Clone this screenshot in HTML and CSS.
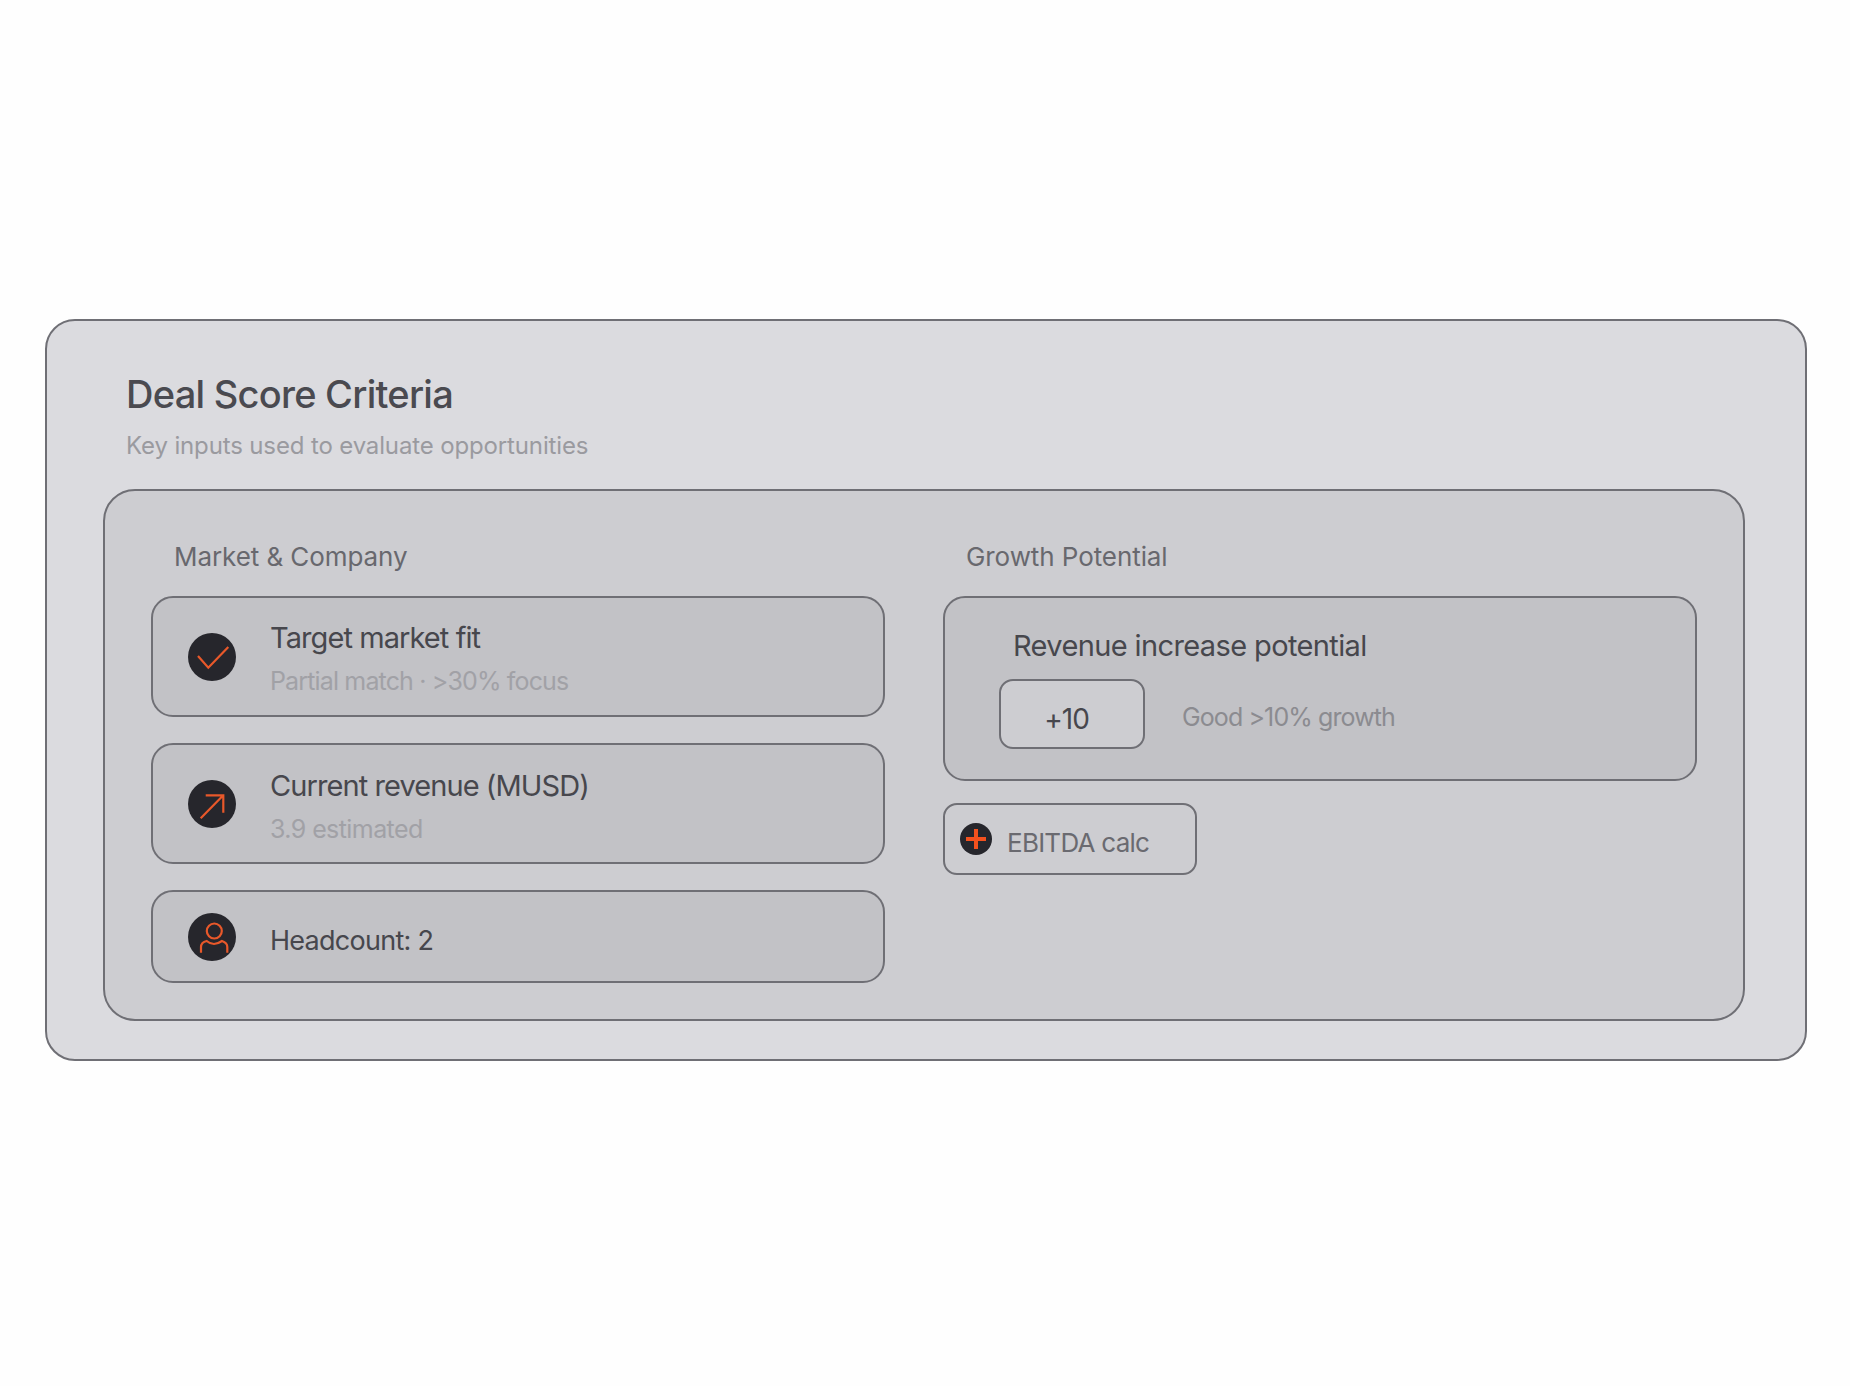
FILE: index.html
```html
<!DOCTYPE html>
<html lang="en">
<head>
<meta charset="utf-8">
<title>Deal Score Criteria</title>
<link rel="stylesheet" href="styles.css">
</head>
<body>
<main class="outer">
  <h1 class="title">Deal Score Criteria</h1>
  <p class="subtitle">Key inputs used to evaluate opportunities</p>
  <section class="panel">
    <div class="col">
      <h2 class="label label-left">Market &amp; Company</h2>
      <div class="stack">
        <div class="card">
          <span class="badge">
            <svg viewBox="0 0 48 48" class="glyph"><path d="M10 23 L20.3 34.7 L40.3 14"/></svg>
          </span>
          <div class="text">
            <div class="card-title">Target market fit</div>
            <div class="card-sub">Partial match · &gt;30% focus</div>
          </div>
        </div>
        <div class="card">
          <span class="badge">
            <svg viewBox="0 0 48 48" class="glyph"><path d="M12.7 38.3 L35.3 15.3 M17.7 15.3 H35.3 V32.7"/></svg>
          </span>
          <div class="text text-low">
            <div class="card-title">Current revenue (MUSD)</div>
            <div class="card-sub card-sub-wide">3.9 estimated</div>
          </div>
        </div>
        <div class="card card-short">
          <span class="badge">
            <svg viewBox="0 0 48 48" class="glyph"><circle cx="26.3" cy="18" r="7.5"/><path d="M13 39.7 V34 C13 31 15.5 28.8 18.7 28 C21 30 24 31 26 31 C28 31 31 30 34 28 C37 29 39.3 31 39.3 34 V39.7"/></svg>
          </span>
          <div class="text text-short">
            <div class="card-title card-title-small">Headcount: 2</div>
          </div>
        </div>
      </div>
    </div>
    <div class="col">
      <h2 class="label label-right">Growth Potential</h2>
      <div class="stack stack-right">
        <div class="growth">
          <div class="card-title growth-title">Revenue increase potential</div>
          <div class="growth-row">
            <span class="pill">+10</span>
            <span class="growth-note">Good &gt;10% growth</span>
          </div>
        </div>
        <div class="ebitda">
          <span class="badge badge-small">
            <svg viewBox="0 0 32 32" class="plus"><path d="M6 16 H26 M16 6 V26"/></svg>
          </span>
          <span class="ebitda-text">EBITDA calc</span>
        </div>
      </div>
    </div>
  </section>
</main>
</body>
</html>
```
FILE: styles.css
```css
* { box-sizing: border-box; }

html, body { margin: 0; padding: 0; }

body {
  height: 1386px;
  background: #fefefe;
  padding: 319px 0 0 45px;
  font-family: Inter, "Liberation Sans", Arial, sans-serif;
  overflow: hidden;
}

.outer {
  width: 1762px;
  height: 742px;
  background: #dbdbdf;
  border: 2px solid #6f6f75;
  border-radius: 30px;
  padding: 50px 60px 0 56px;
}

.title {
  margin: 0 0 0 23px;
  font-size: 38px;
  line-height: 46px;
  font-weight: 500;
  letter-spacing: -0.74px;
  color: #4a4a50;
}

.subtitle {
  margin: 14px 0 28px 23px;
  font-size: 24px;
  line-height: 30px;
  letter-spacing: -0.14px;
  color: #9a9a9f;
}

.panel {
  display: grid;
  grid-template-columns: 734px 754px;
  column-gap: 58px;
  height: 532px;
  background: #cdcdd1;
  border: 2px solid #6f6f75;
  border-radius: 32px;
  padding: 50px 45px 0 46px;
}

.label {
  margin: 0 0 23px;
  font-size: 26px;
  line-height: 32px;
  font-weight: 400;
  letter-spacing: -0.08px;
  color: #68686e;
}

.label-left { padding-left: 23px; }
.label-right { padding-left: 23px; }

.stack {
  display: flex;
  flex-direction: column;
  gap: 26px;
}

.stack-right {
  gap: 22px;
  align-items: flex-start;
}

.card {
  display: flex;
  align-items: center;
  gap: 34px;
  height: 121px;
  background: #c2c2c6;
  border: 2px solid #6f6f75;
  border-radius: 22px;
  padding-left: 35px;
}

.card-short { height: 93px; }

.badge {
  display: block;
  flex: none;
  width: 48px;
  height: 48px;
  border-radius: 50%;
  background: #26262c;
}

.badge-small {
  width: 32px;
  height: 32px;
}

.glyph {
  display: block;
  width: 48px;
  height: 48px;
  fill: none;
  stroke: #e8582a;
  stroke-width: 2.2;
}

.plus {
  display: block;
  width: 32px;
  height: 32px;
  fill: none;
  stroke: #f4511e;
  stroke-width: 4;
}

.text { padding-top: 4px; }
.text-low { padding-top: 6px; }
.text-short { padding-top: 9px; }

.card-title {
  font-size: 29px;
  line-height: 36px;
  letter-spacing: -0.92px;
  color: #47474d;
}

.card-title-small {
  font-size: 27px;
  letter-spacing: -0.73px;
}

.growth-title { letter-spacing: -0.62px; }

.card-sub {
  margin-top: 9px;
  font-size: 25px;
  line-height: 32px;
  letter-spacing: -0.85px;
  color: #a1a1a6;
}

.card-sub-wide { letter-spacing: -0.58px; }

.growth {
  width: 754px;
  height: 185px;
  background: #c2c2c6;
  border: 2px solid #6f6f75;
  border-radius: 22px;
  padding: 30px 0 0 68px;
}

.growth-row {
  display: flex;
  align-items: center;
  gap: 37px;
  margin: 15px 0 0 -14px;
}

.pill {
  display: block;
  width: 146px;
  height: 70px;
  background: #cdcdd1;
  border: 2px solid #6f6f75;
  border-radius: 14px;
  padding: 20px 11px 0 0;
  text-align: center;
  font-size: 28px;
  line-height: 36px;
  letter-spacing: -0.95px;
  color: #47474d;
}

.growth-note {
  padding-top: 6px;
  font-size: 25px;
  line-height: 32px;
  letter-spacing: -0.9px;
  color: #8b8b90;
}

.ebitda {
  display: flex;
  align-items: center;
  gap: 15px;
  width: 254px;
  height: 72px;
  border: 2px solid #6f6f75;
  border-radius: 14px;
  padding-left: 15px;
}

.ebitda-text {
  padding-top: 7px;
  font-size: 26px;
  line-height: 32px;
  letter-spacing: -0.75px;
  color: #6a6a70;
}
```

####################

▶ GIVEN EXERCISE
Omit the pictures, then quote the rest of the material above exactly.

▶ RESPONSE
Clone this screenshot in HTML and CSS.
FILE: index.html
```html
<!DOCTYPE html>
<html lang="en">
<head>
<meta charset="utf-8">
<title>Deal Score Criteria</title>
<link rel="stylesheet" href="styles.css">
</head>
<body>
<main class="outer">
  <h1 class="title">Deal Score Criteria</h1>
  <p class="subtitle">Key inputs used to evaluate opportunities</p>
  <section class="panel">
    <div class="col">
      <h2 class="label label-left">Market &amp; Company</h2>
      <div class="stack">
        <div class="card">
          <span class="badge">
            <svg viewBox="0 0 48 48" class="glyph"><path d="M10 23 L20.3 34.7 L40.3 14"/></svg>
          </span>
          <div class="text">
            <div class="card-title">Target market fit</div>
            <div class="card-sub">Partial match · &gt;30% focus</div>
          </div>
        </div>
        <div class="card">
          <span class="badge">
            <svg viewBox="0 0 48 48" class="glyph"><path d="M12.7 38.3 L35.3 15.3 M17.7 15.3 H35.3 V32.7"/></svg>
          </span>
          <div class="text text-low">
            <div class="card-title">Current revenue (MUSD)</div>
            <div class="card-sub card-sub-wide">3.9 estimated</div>
          </div>
        </div>
        <div class="card card-short">
          <span class="badge">
            <svg viewBox="0 0 48 48" class="glyph"><circle cx="26.3" cy="18" r="7.5"/><path d="M13 39.7 V34 C13 31 15.5 28.8 18.7 28 C21 30 24 31 26 31 C28 31 31 30 34 28 C37 29 39.3 31 39.3 34 V39.7"/></svg>
          </span>
          <div class="text text-short">
            <div class="card-title card-title-small">Headcount: 2</div>
          </div>
        </div>
      </div>
    </div>
    <div class="col">
      <h2 class="label label-right">Growth Potential</h2>
      <div class="stack stack-right">
        <div class="growth">
          <div class="card-title growth-title">Revenue increase potential</div>
          <div class="growth-row">
            <span class="pill">+10</span>
            <span class="growth-note">Good &gt;10% growth</span>
          </div>
        </div>
        <div class="ebitda">
          <span class="badge badge-small">
            <svg viewBox="0 0 32 32" class="plus"><path d="M6 16 H26 M16 6 V26"/></svg>
          </span>
          <span class="ebitda-text">EBITDA calc</span>
        </div>
      </div>
    </div>
  </section>
</main>
</body>
</html>
```
FILE: styles.css
```css
* { box-sizing: border-box; }

html, body { margin: 0; padding: 0; }

body {
  height: 1386px;
  background: #fefefe;
  padding: 319px 0 0 45px;
  font-family: Inter, "Liberation Sans", Arial, sans-serif;
  overflow: hidden;
}

.outer {
  width: 1762px;
  height: 742px;
  background: #dbdbdf;
  border: 2px solid #6f6f75;
  border-radius: 30px;
  padding: 50px 60px 0 56px;
}

.title {
  margin: 0 0 0 23px;
  font-size: 38px;
  line-height: 46px;
  font-weight: 500;
  letter-spacing: -0.74px;
  color: #4a4a50;
}

.subtitle {
  margin: 14px 0 28px 23px;
  font-size: 24px;
  line-height: 30px;
  letter-spacing: -0.14px;
  color: #9a9a9f;
}

.panel {
  display: grid;
  grid-template-columns: 734px 754px;
  column-gap: 58px;
  height: 532px;
  background: #cdcdd1;
  border: 2px solid #6f6f75;
  border-radius: 32px;
  padding: 50px 45px 0 46px;
}

.label {
  margin: 0 0 23px;
  font-size: 26px;
  line-height: 32px;
  font-weight: 400;
  letter-spacing: -0.08px;
  color: #68686e;
}

.label-left { padding-left: 23px; }
.label-right { padding-left: 23px; }

.stack {
  display: flex;
  flex-direction: column;
  gap: 26px;
}

.stack-right {
  gap: 22px;
  align-items: flex-start;
}

.card {
  display: flex;
  align-items: center;
  gap: 34px;
  height: 121px;
  background: #c2c2c6;
  border: 2px solid #6f6f75;
  border-radius: 22px;
  padding-left: 35px;
}

.card-short { height: 93px; }

.badge {
  display: block;
  flex: none;
  width: 48px;
  height: 48px;
  border-radius: 50%;
  background: #26262c;
}

.badge-small {
  width: 32px;
  height: 32px;
}

.glyph {
  display: block;
  width: 48px;
  height: 48px;
  fill: none;
  stroke: #e8582a;
  stroke-width: 2.2;
}

.plus {
  display: block;
  width: 32px;
  height: 32px;
  fill: none;
  stroke: #f4511e;
  stroke-width: 4;
}

.text { padding-top: 4px; }
.text-low { padding-top: 6px; }
.text-short { padding-top: 9px; }

.card-title {
  font-size: 29px;
  line-height: 36px;
  letter-spacing: -0.92px;
  color: #47474d;
}

.card-title-small {
  font-size: 27px;
  letter-spacing: -0.73px;
}

.growth-title { letter-spacing: -0.62px; }

.card-sub {
  margin-top: 9px;
  font-size: 25px;
  line-height: 32px;
  letter-spacing: -0.85px;
  color: #a1a1a6;
}

.card-sub-wide { letter-spacing: -0.58px; }

.growth {
  width: 754px;
  height: 185px;
  background: #c2c2c6;
  border: 2px solid #6f6f75;
  border-radius: 22px;
  padding: 30px 0 0 68px;
}

.growth-row {
  display: flex;
  align-items: center;
  gap: 37px;
  margin: 15px 0 0 -14px;
}

.pill {
  display: block;
  width: 146px;
  height: 70px;
  background: #cdcdd1;
  border: 2px solid #6f6f75;
  border-radius: 14px;
  padding: 20px 11px 0 0;
  text-align: center;
  font-size: 28px;
  line-height: 36px;
  letter-spacing: -0.95px;
  color: #47474d;
}

.growth-note {
  padding-top: 6px;
  font-size: 25px;
  line-height: 32px;
  letter-spacing: -0.9px;
  color: #8b8b90;
}

.ebitda {
  display: flex;
  align-items: center;
  gap: 15px;
  width: 254px;
  height: 72px;
  border: 2px solid #6f6f75;
  border-radius: 14px;
  padding-left: 15px;
}

.ebitda-text {
  padding-top: 7px;
  font-size: 26px;
  line-height: 32px;
  letter-spacing: -0.75px;
  color: #6a6a70;
}
```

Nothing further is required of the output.